UPDATE – Canadian Attorney Viva Frei and famed litigator Robert Barnes explain how courts have deliberately dodged the merits of what has happened and used “standing” as a bogus dodge to avoid hearing the merits –
Let’s start with this:
According to this farce of a Supreme Court, Article II Section 1, as a matter of applied law, no longer exists –
“Each State shall appoint, in such Manner as the Legislature thereof may direct, a Number of Electors, equal to the whole Number of Senators and Representatives to which the State may be entitled in the Congress”
To deny standing for all of the states and parties who sued, even members of the legislatures who are in the states being sued asked to join the suit, is a step beyond reason. The Constitution is crystal clear that if there is a dispute between the states the Supreme Court is the court of original jurisdiction which means the Supreme Court is where it is heard, which means the states have standing…..this truth has been taught in every law class going back to eighth grade civics. Seven “Justices” did not have the courage to judge the case on the merits because they knew on the merits the Texas suit was not rationally disputable. Justices Alito and Thomas dissented.
In Massachusetts v.
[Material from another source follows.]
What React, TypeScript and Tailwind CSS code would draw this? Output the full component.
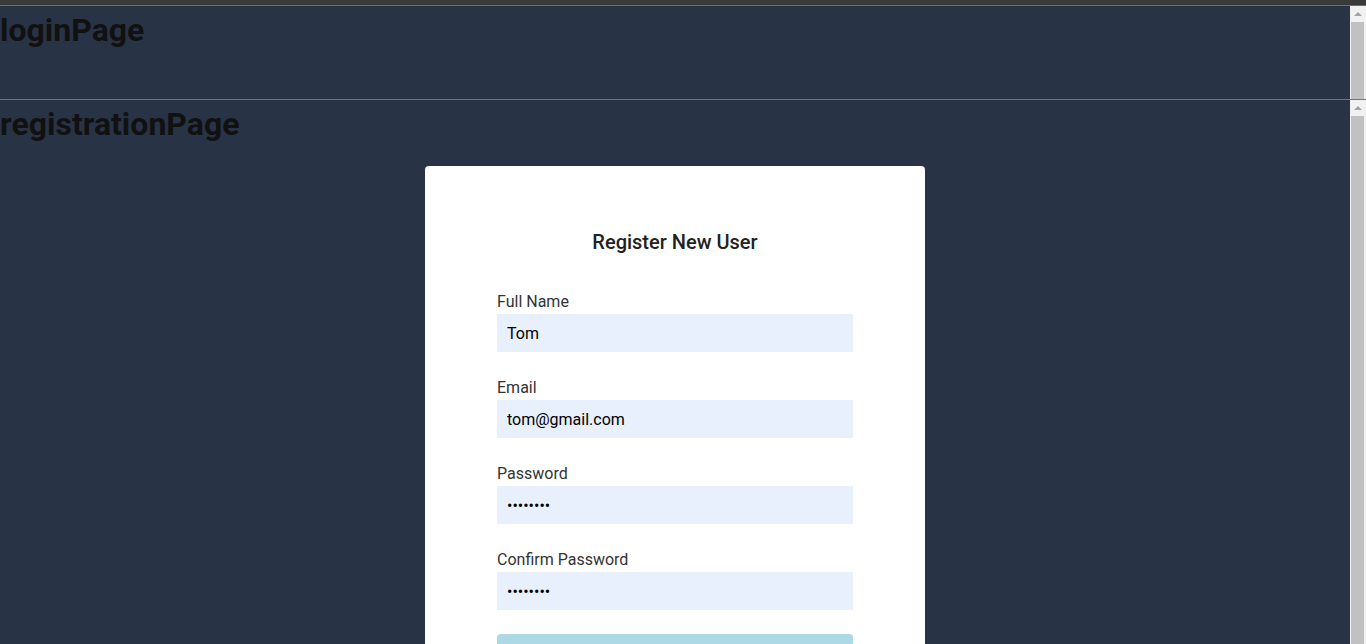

EPA, the State of Massachusetts sued other states over their carbon regulations because “global warming affects us all” and the Court said that had standing….because ANY dispute among the states must be handled by the Supreme Court. The only way a state has no standing in Presidential elections is if the President has zero impact on anything for/to the state.
The Constitution is a contract between the states and the government to the people. If I don’t have standing to guarantee that the laws are being enforced, what good is the Constitution to me?
Republicans must NEVER nominate another judge from “big academia” or The Federalist Society ever again.